A/G/P: Zum 01.01.2025 ist die kardiale Computertomografie von den gesetzlichen Krankenkassen als Kassenleistung anerkannt worden. Aus diesem Grund erwarten wir eine steigende Zahl an Zuweisungen, da immer mehr Patienten von dieser präzisen und nicht invasiven Diagnosetechnologie profitieren wollen. Allerdings wird die Frage der Zuweiserstruktur und der Indikationsstellung zunehmend wichtiger. Es wird erforderlich sein, dass Zuweiser eine fundierte Entscheidung über die Notwendigkeit eines Cardio-CT treffen, wobei eine präzise Prüfung der Vortestwahrscheinlichkeit notwendig wird, um die medizinische Indikation korrekt zu bestimmen. Diese Entwicklung sollte zu einer verstärkten Zusammenarbeit zwischen Kardiologen und Radiologen führen, um sicherzustellen, dass nur die Patienten, die tatsächlich von der Untersuchung profitieren, zugewiesen werden. In diesem Zusammenhang sind eine klare Kommunikation und standardisierte Richtlinien anhand neuster Leitlinien zur Indikationsstellung von entscheidender Bedeutung, um die Effizienz und Qualität der Bildgebung zu sichern und gleichzeitig unnötige Untersuchungen zu vermeiden.
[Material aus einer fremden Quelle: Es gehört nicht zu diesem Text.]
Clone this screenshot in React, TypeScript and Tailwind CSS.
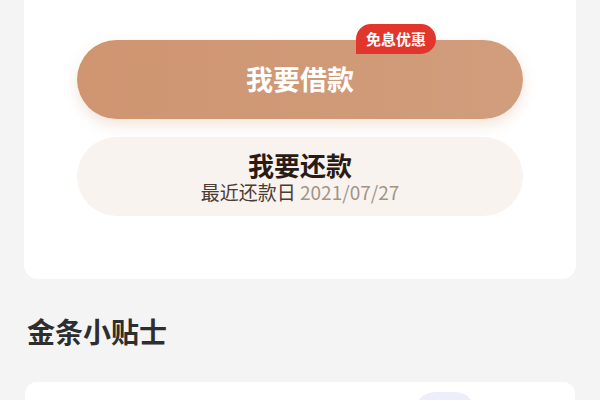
export default function App() {
  return (
    <div
      className="h-[400px] w-[600px] overflow-hidden bg-[#f4f4f4]"
      style={{ fontFamily: '"Noto Sans CJK SC", "Noto Sans", sans-serif' }}
    >
      <div className="mx-[24px] rounded-b-[14px] bg-white px-[53px] pb-[63px] pt-[40px]">
        <div className="relative">
          <button className="flex h-[79px] w-full items-center justify-center rounded-full bg-gradient-to-r from-[#cf9571] to-[#d19d7c] text-[27px] font-bold text-white shadow-[0_6px_14px_rgba(207,150,110,0.25)]">
            我要借款
          </button>
          <span className="absolute right-[87px] top-[-16px] rounded-[15px] rounded-bl-none bg-[#e2352b] px-[10px] py-[3px] text-[15px] font-bold leading-[24px] text-white">
            免息优惠
          </span>
        </div>
        <button className="mt-[18px] flex h-[79px] w-full flex-col items-center justify-center rounded-full bg-[#f9f3f0]">
          <span className="text-[26px] font-bold leading-[31px] text-[#2a1c14]">我要还款</span>
          <span className="text-[19px] leading-[24px] text-[#4b3b31]">
            最近还款日 <span className="text-[#a39384]">2021/07/27</span>
          </span>
        </button>
      </div>
      <h2 className="mx-[27px] mt-[33px] text-[28px] font-bold leading-[38px] text-[#2e2e2e]">
        金条小贴士
      </h2>
      <div className="mx-[25px] mt-[32px] flex h-[60px] justify-end rounded-[12px] bg-white pr-[100px] pt-[10px]">
        <div className="h-[40px] w-[60px] rounded-full bg-[#eeeefa]" />
      </div>
    </div>
  );
}
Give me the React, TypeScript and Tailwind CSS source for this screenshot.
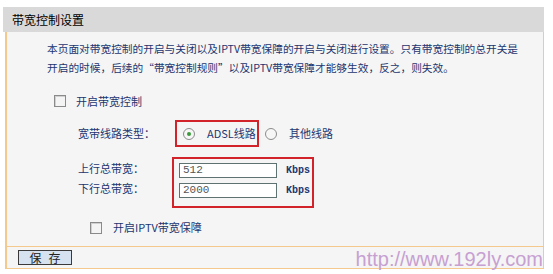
import React from "react";

const cjk = { fontFamily: '"Noto Sans CJK SC", "Liberation Sans", sans-serif' };
const mono = { fontFamily: '"Liberation Mono", "Noto Sans CJK SC", monospace' };

function Checkbox() {
  return <span className="inline-block w-[12px] h-[12px] border border-[#8a8a8a] bg-[#f4f4f4] shadow-[inset_1px_1px_0_#d0d0d0]" />;
}

function Radio({ checked }: { checked?: boolean }) {
  return (
    <span className="inline-flex w-[12px] h-[12px] rounded-full border border-[#8c8c8c] bg-[#f6f6f6] items-center justify-center">
      {checked && <span className="w-[4px] h-[4px] rounded-full bg-[#3a9a3a]" />}
    </span>
  );
}

export default function App() {
  return (
    <div className="w-[553px] h-[274px] bg-white relative overflow-hidden pt-[7px]" style={cjk}>
      <div className="ml-[3px] w-[541px]">
        <div className="h-[25px] bg-[#d9d9d9] flex items-center pl-[9px] text-[12px] text-black">带宽控制设置</div>
        <div className="ml-[2px] border-l-2 border-r border-[#f3c98d] bg-[#f5f5f5]">
          <div className="pl-[40px] pt-[7px] text-[10.7px] leading-[19px] text-[#1c3670]">
            <div>本页面对带宽控制的开启与关闭以及IPTV带宽保障的开启与关闭进行设置。只有带宽控制的总开关是</div>
            <div>开启的时候，后续的“带宽控制规则”以及IPTV带宽保障才能够生效，反之，则失效。</div>
          </div>
          <div className="flex items-center pl-[47px] pt-[18px] h-[30px] text-[11px] text-[#1c3670]">
            <Checkbox />
            <span className="ml-[10px]">开启带宽控制</span>
          </div>
          <div className="flex items-center pl-[71px] pt-[13px] text-[11px] text-[#1c3670]">
            <span className="w-[97px]">宽带线路类型：</span>
            <div className="flex items-center h-[27px] w-[84px] border-2 border-[#d2232a] pl-[6px]">
              <Radio checked />
              <span className="ml-[12px]">ADSL线路</span>
            </div>
            <div className="flex items-center ml-[6px]">
              <Radio />
              <span className="ml-[12px]">其他线路</span>
            </div>
          </div>
          <div className="flex pl-[71px] pt-[10px] text-[11px] text-[#1c3670]">
            <div className="flex flex-col w-[94px] pt-[5px] gap-[7px] leading-[13px]">
              <span>上行总带宽：</span>
              <span>下行总带宽：</span>
            </div>
            <div className="border-2 border-[#d2232a] w-[142px] h-[51px] pl-[5px] pt-[4px] flex flex-col gap-[5px]">
              <div className="flex items-center">
                <div className="w-[98px] h-[15px] border border-[#5e7272] bg-white text-[11px] leading-[13px] pl-[3px] text-[#555]" style={mono}>512</div>
                <span className="ml-[9px] text-[10px] font-bold text-[#1c3670]" style={mono}>Kbps</span>
              </div>
              <div className="flex items-center">
                <div className="w-[98px] h-[15px] border border-[#5e7272] bg-white text-[11px] leading-[13px] pl-[3px] text-[#555]" style={mono}>2000</div>
                <span className="ml-[9px] text-[10px] font-bold text-[#1c3670]" style={mono}>Kbps</span>
              </div>
            </div>
          </div>
          <div className="flex items-center pl-[83px] pt-[11px] h-[38px] pb-[10px] text-[11px] text-[#1c3670]">
            <Checkbox />
            <span className="ml-[11px]">开启IPTV带宽保障</span>
          </div>
          <div className="border-t border-[#f3c98d] h-[23px] border-b flex items-center pl-[11px]">
            <div className="w-[54px] h-[15px] border border-[#3a3a3a] bg-[#d6e2f0] flex items-center justify-center text-[12px] text-[#222] tracking-[7px] pl-[7px] leading-none">保存</div>
          </div>
        </div>
      </div>
      <div className="absolute right-[10px] top-[248px] text-[20px] leading-[22px] text-[#c7a0d2]" style={{ fontFamily: '"Liberation Sans", Arial, sans-serif' }}>
        http://www.192ly.com
      </div>
    </div>
  );
}
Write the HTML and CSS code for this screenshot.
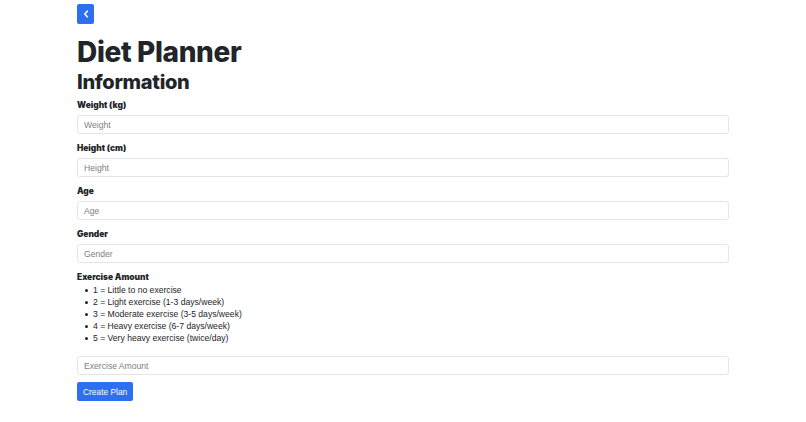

Welche Projekte oder Verbesserungen wollen Sie in den nächsten Jahren erreichen?
A/G/P: In der kardialen CT-Diagnostik arbeiten wir derzeit an der klinischen Einführung der CT-FFR. Bisher können wir diese Technik nur wenigen Patienten anbieten. Organisatorisch möchten wir das Zentrum personell weiterentwickeln, indem wir zusätzliche Ressourcen zur Verfügung stellen und beispielsweise die Zusatzqualifikation zur kardiovaskulären Fachkraft für zusätzliche interessierte MTRs ermöglichen. Die Zusammenarbeit mit unseren Zuweisern wird im Hinblick auf die Anerkennung der Coronar-CT als Kassenleistung und basierend auf Zuweiserfeedback weiter optimiert werden. Durch diese Zusammenarbeit mit niedergelassenen Kollegen, die Ausbildung im ärztlichen und nicht ärztlichen Bereich und unsere ständige Optimierung hinsichtlich Diagnostik, Technik und Struktur wollen wir die Patientenversorgung immer weiter verbessern und unsere Expertise auch externen Kollegen zur Verfügung stellen.